Photoemission of electrons. In principle, the emission of electrons from the cathode can be provided by intense hard VUV radiation emitted by an accelerated plasma. A list of intense VUV spectral lines that are emitted, for example, by helium plasma is presented in Table 1. As can be seen, hard photons have an energy exceeding 3–5 times the output of the cathode work function. In this case, the cathode layer may be formed at the cathode. This layer is similar to a vacuum emission diode, but with a drift transfer of electrons. The volt-ampere characteristic of such a layer does not have a negative slope. Therefore, this layer can be transversely uniform and is stable relative to the formation of the high-current spot. Thus, the photoemission of electrons by hard VUV radiation can ensure both the current transfer at the cathode and eliminate the formation of current spots on it.
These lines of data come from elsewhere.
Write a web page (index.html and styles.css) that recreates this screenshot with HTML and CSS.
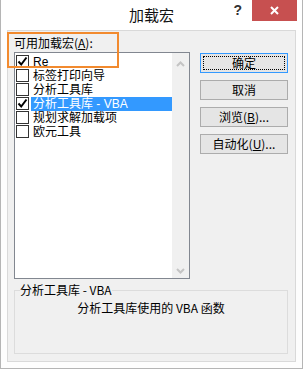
FILE: index.html
```html
<!DOCTYPE html>
<html lang="zh-CN">
<head>
    <meta charset="UTF-8">
    <title>加载宏</title>
    <link rel="stylesheet" href="styles.css">
</head>
<body>
    <div class="window">
        <div class="titlebar">
            <span></span>
            <span class="title">加载宏</span>
            <div class="controls">
                <span class="help">?</span>
                <span class="close">
                    <svg width="9" height="9" viewBox="0 0 9 9"><path d="M1 1 L8 8 M8 1 L1 8" stroke="#fff" stroke-width="2"/></svg>
                </span>
            </div>
        </div>

        <div class="panel">
            <div class="main">
                <div class="label">可用加载宏(<u>A</u>):</div>

                <div class="listbox">
                    <div class="items">
                        <div class="item">
                            <span class="box checked"><svg width="11" height="11" viewBox="0 0 11 11"><path d="M1.5 5.5 L4.2 8.5 L9.5 1.5" fill="none" stroke="#000" stroke-width="2"/></svg></span>
                            <span class="text">Re</span>
                        </div>
                        <div class="item">
                            <span class="box"></span>
                            <span class="text">标签打印向导</span>
                        </div>
                        <div class="item">
                            <span class="box"></span>
                            <span class="text">分析工具库</span>
                        </div>
                        <div class="item selected">
                            <span class="box checked"><svg width="11" height="11" viewBox="0 0 11 11"><path d="M1.5 5.5 L4.2 8.5 L9.5 1.5" fill="none" stroke="#000" stroke-width="2"/></svg></span>
                            <span class="text">分析工具库 - VBA</span>
                        </div>
                        <div class="item">
                            <span class="box"></span>
                            <span class="text">规划求解加载项</span>
                        </div>
                        <div class="item">
                            <span class="box"></span>
                            <span class="text">欧元工具</span>
                        </div>
                    </div>
                    <div class="scrollbar">
                        <svg width="9" height="6" viewBox="0 0 9 6"><path d="M1 5 L4.5 1.5 L8 5" fill="none" stroke="#c4c4c4" stroke-width="2"/></svg>
                        <svg width="9" height="6" viewBox="0 0 9 6"><path d="M1 1 L4.5 4.5 L8 1" fill="none" stroke="#c4c4c4" stroke-width="2"/></svg>
                    </div>
                </div>

                <div class="buttons">
                    <button class="btn default">确定</button>
                    <button class="btn">取消</button>
                    <button class="btn">浏览(<u>B</u>)...</button>
                    <button class="btn">自动化(<u>U</u>)...</button>
                </div>
            </div>

            <fieldset class="group">
                <legend>分析工具库 - VBA</legend>
                <div class="desc">分析工具库使用的 VBA 函数</div>
            </fieldset>
        </div>

        <!-- orange callout drawn over the label -->
        <div class="callout"></div>
    </div>
</body>
</html>
```

FILE: styles.css
```css
/* Windows 8 style dialog */
body {
    margin: 0;
    padding: 0;
    background: #fff;
    font-family: "Noto Sans CJK SC", sans-serif;
    font-size: 12px;
    color: #000;
}

.window {
    position: relative;
    width: 303px;
    height: 369px;
    box-sizing: border-box;
    border: 1px solid #b5b5b5;
    border-top: none;
    background: #fdfdfd;
}

/* Title bar */
.titlebar {
    display: grid;
    grid-template-columns: 1fr auto 1fr;
    height: 30px;
    background: #fff;
}

.title {
    font-size: 15px;
    line-height: 30px;
    color: #111;
}

.controls {
    display: flex;
    align-items: flex-start;
    justify-self: end;
    margin-right: 5px;
}

.help {
    font-family: "Liberation Sans", sans-serif;
    font-weight: bold;
    font-size: 14px;
    line-height: 20px;
    color: #333;
    margin-right: 10px;
}

.close {
    display: flex;
    align-items: center;
    justify-content: center;
    width: 45px;
    height: 21px;
    background: #c75050;
}

/* Client area */
.panel {
    height: 332px;
    box-sizing: border-box;
    margin: 0 6px;
    padding: 4px 6px 0;
    border: 1px solid #d9d9d9;
    background: #f0f0f0;
}

.main {
    display: grid;
    grid-template-columns: 176px 88px;
    column-gap: 10px;
}

.label {
    grid-column: 1 / 3;
    height: 16px;
    line-height: 16px;
    margin-bottom: 1px;
}

.listbox {
    display: flex;
    height: 227px;
    box-sizing: border-box;
    border: 1px solid #828790;
    background: #fff;
}

.items {
    flex: 1;
    padding: 2px 0 0 1px;
}

.item {
    display: flex;
    height: 14px;
    line-height: 14px;
    font-family: "Liberation Sans", "Noto Sans CJK SC", sans-serif;
}

.box {
    display: flex;
    align-items: center;
    justify-content: center;
    width: 13px;
    height: 13px;
    box-sizing: border-box;
    border: 1px solid #333;
    background: #fff;
}

.text {
    flex: 1;
    margin-left: 2px;
    padding-left: 2px;
    white-space: nowrap;
}

.item.selected .text {
    background: #3399ff;
    color: #fff;
}

.scrollbar {
    display: flex;
    flex-direction: column;
    justify-content: space-between;
    align-items: center;
    width: 17px;
    padding: 8px 0 4px;
    box-sizing: border-box;
    background: #f0f0f0;
}

/* Buttons */
.buttons {
    display: flex;
    flex-direction: column;
    gap: 7px;
    padding-top: 1px;
}

.btn {
    position: relative;
    width: 88px;
    height: 20px;
    padding: 0;
    border: 1px solid #acacac;
    background: #e5e5e5;
    font-family: "Noto Sans CJK SC", sans-serif;
    font-size: 12px;
    line-height: 18px;
    color: #000;
}

.btn.default {
    border-color: #3399ff;
}

.btn.default::after {
    content: "";
    position: absolute;
    top: 2px;
    left: 2px;
    right: 2px;
    bottom: 2px;
    border: 1px dotted #000;
}

/* Description group */
.group {
    width: 274px;
    box-sizing: border-box;
    margin: 4px 0 0;
    padding: 0;
    border: 1px solid #dcdcdc;
}

.group legend {
    margin-left: 5px;
    padding: 0;
    line-height: 14px;
}

.desc {
    height: 56px;
    box-sizing: border-box;
    padding-top: 3px;
    line-height: 16px;
    text-align: center;
}

/* Annotation */
.callout {
    position: absolute;
    left: 6px;
    top: 32px;
    width: 112px;
    height: 36px;
    box-sizing: border-box;
    border: 2px solid #f28a2e;
}
```
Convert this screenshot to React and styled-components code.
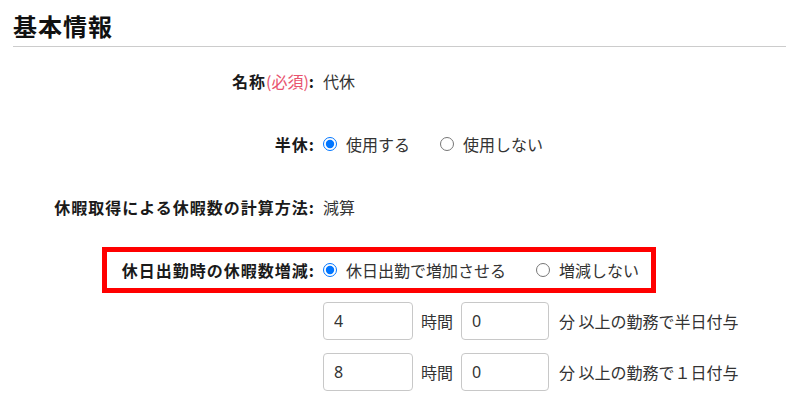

Table 1. Data on extremely VUV radiation of the helium atom

In general, it can be argued that a large current in the working area of the accelerator creates an insignificant erosion effect for the electrodes. High-current arc spots forming on the output parts of the electrode system have a serious destructive effect.

CONCLUSIONS

• The electrical parameters of a high-current discharge (up to 25 kA) in nitrogen and helium at a pressure of P = 4–50 Torr created in the rail electrode geometry were measured.

• The presence of current spots on the cathode and anode at elevated gas pressure was revealed. The hopping character of the movement of current spots along the cathode at P = 50 Torr is revealed as well.

• The spatio-temporal evolution of a plasma clot during its movement under the action of an own magnetic field of a high-current discharge has been studied. The maximum magnetic pressure (5 atmospheres) was much higher than the initial pressure of the background gas.

• The absence of current spots on the electrodes was detected at low background gas pressure. The effect can be associated with a higher plasma clot velocity and maintenance of the glow cathode layer by photoemission of electrons by VUV radiation.